Brown is a multi-genre pianist who spends much of the year touring. He appreciates that growing up in Northeast Portland means he came up amid a vibrant, if under-acknowledged, music legacy.
This summer, Brown will partner with the elders of (Portland’s music scene), local contemporaries, and the folks at the Albina Music Trust and the World Arts Foundation to resurrect a local tradition with Time Sound: Albina’s Jazz Reimagined.
The event, scheduled for July 17 to close out the Cathedral Park Jazz Festival, is part of the larger Summer of Sound festival, and its lineup includes multiple generations of local Black artists. Sponsors include the city of Portland, the Oregon Historical Society, Vanport Mosaic and the American Rescue Plan Act.
“In that multigenerational piece, you have musicians like Tahirah Memory, Arietta Ward – their parents were part of the original Time Sound,” Bobby Smith, cofounder of the Albina Music Trust, told The Skanner.
“So you really are getting the next generation taking up the torch now.”
“It’s going to be a storytelling-type of thing,” Brown said. “We’re going to play some old cuts, we’re going to have elders speak on behalf of some of the old history, and about the Portland soul scene.
"It’s going to be a kind of generational potluck.”
Smith cofounded the Albina Music Trust in 2015, with Oregon Music Hall of Famer and funk veteran Calvin Walker.

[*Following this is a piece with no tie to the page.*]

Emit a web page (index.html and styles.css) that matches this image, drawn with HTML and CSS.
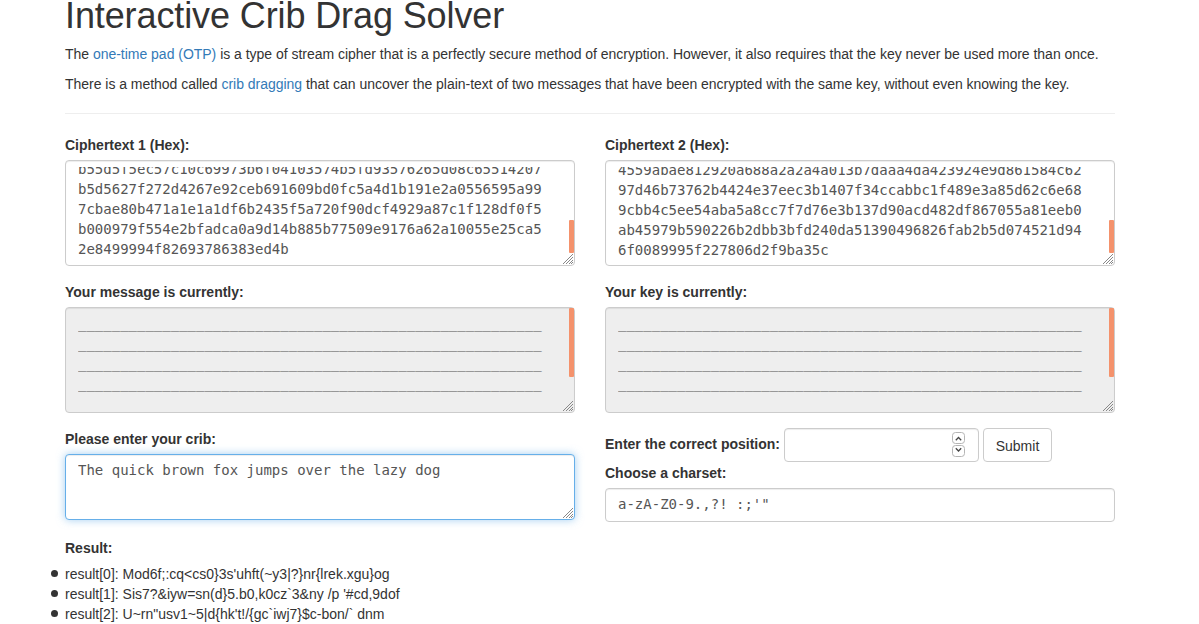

“It stemmed from a relationship between XRay.fm and the World Arts Foundation,” Smith said. “I helped found XRay, and as a community radio station we realized, ‘Hey, we’re located on Albina in the heart of what was once the Black community. We want to make space for some of the elders here,’ so we opened up our doors. The more we did it, the more folks, musicians, came through. Before long they were bringing photography and reel-to-reels and cassettes, and so we think we made good use of what resources we had to help digitize the material.”
Kenneth Berry, who sits on the board of the World Arts Foundation, has thrown himself into the archiving project. Over the past 50 years, has been active in the jazz and soul scene and music education in North Portland.
“I’ve been fortunate enough to have videos, audio tapes, etc., of materials of our performances over the years,” Berry told The Skanner. “Bobby has basically trained me to archive information (digitally). I have about 15, 20 barrels full of information – newspaper articles, pictures, video, audio tapes – and we’re doing that from our offices at the Black United Fund of Oregon. We have five people we’ve hired to help us to archive all of this information so we can make it available not only to civic and social organizations, but to the general public as well through the website.”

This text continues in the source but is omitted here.